▶ [INPUT MATERIAL]:
_ _ _ _ _ _ _

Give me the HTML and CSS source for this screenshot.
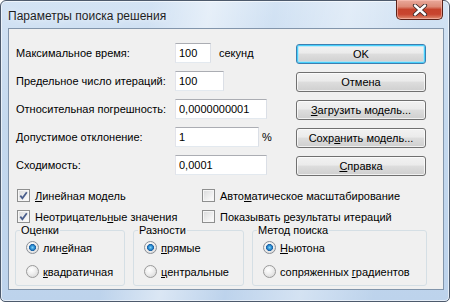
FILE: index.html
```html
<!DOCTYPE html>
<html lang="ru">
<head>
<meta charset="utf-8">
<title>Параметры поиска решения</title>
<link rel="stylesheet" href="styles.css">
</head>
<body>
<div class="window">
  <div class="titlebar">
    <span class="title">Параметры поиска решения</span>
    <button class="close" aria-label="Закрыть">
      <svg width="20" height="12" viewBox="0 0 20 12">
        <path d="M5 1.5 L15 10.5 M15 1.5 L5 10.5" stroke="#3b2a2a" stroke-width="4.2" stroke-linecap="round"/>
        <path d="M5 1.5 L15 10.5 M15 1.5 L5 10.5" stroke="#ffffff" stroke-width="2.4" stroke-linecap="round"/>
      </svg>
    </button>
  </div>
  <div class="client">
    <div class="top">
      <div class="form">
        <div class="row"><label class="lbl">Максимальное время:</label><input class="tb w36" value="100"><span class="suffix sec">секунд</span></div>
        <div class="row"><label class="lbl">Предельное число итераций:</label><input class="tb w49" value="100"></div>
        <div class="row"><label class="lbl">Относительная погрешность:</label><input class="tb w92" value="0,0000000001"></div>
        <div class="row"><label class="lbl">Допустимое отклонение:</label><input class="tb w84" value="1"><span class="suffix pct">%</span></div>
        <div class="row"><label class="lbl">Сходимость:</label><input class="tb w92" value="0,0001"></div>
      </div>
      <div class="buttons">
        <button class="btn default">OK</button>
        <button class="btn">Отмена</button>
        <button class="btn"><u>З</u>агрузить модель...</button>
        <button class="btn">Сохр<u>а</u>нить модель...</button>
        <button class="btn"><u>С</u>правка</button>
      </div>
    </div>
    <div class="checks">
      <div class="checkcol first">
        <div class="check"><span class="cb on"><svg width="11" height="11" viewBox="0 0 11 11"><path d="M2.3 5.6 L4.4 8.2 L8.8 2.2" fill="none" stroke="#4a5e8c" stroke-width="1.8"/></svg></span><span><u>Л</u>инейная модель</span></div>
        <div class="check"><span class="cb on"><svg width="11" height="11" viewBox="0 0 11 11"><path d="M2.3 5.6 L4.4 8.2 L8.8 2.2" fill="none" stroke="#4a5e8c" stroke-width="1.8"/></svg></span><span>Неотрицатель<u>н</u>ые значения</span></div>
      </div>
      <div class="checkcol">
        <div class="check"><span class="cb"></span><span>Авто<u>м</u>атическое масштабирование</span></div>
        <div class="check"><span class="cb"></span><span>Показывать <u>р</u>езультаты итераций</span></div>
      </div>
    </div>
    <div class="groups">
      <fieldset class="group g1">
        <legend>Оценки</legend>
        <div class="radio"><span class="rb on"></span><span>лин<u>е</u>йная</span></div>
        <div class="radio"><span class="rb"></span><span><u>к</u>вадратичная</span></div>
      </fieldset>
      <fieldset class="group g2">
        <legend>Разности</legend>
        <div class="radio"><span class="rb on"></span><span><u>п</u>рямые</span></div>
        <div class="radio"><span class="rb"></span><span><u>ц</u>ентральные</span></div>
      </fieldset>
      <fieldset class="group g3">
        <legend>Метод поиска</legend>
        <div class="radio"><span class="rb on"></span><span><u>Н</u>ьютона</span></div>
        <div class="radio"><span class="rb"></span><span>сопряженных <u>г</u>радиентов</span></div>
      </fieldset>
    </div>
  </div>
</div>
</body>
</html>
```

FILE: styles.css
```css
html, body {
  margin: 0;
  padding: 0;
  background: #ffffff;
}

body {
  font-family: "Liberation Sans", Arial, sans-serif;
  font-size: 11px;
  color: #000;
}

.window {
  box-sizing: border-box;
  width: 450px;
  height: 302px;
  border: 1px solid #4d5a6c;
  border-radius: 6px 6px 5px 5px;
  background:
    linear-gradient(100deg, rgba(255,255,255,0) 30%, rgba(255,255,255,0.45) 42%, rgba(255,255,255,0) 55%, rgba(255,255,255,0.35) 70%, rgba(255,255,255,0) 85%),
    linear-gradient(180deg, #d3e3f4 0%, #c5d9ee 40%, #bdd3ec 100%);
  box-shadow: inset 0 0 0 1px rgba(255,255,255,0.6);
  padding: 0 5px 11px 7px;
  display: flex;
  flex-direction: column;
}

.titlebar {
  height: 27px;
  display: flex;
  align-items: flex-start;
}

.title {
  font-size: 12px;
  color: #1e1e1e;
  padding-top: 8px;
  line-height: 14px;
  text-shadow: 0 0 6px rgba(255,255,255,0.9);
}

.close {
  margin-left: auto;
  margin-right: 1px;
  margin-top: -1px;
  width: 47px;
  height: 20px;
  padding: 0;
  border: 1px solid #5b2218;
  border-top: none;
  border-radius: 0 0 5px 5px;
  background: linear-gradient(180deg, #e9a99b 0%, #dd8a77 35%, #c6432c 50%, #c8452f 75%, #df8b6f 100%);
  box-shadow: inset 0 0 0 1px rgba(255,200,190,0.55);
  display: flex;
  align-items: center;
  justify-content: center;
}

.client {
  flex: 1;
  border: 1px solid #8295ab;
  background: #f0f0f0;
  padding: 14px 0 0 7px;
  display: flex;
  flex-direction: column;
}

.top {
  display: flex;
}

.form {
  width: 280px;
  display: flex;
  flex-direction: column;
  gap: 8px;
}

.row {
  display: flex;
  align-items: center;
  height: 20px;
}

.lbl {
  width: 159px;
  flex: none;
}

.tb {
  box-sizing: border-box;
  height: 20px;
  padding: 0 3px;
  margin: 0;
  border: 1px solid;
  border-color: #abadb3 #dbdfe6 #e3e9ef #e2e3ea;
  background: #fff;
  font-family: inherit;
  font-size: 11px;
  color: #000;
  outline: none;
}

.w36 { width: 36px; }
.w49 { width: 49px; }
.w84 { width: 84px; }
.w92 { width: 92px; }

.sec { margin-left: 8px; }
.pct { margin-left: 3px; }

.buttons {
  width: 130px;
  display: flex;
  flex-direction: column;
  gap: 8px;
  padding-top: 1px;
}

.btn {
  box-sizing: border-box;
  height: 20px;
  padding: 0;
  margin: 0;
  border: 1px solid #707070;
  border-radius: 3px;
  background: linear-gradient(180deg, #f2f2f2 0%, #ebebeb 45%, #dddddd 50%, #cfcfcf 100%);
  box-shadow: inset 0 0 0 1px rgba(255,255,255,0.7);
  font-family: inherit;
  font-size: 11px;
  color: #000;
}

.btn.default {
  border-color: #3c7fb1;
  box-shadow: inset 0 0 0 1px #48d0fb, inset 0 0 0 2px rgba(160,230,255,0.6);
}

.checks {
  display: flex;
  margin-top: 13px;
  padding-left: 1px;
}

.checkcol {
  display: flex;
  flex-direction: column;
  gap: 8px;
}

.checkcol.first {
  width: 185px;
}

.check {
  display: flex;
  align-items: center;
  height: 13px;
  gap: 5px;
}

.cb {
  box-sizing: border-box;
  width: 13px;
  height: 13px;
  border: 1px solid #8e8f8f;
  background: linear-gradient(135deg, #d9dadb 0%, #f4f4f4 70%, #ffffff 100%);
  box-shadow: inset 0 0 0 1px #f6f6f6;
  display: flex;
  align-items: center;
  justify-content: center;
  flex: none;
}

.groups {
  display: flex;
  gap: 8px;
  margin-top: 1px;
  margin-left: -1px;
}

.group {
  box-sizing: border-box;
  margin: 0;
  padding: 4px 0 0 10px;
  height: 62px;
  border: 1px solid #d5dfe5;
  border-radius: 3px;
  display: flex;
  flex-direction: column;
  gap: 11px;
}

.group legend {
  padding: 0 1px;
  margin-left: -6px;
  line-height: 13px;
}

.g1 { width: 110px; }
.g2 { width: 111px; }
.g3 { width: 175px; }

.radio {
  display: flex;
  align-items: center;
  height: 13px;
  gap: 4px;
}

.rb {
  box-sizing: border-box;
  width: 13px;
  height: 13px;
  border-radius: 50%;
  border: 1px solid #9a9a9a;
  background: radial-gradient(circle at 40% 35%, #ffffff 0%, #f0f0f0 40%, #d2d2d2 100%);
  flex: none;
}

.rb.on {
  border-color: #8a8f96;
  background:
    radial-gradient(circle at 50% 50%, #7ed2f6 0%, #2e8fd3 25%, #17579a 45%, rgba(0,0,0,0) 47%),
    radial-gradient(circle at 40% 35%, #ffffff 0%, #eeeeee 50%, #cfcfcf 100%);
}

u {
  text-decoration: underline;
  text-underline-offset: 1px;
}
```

_ _ _ _ _ _ _

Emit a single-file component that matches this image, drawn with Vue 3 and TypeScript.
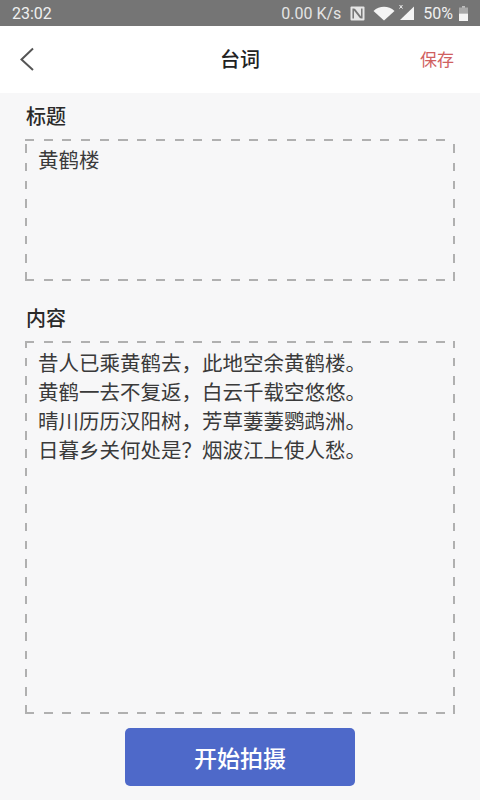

_ _ _ _ _ _ _

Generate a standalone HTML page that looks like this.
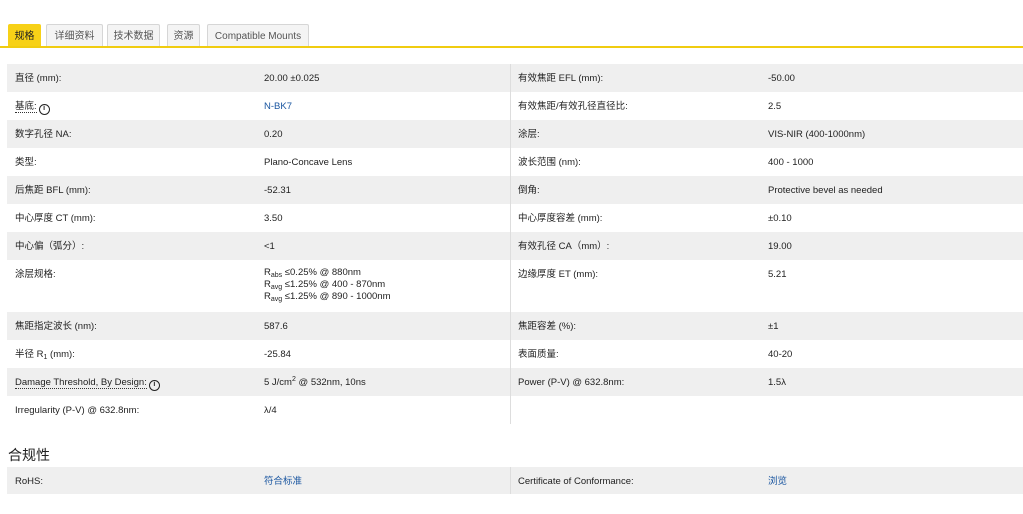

_ _ _ _ _ _ _

Going through the records above, state how many lines carry "that", with no other text.

▶ [SOLUTION FOR THIS PROBLEM]: 2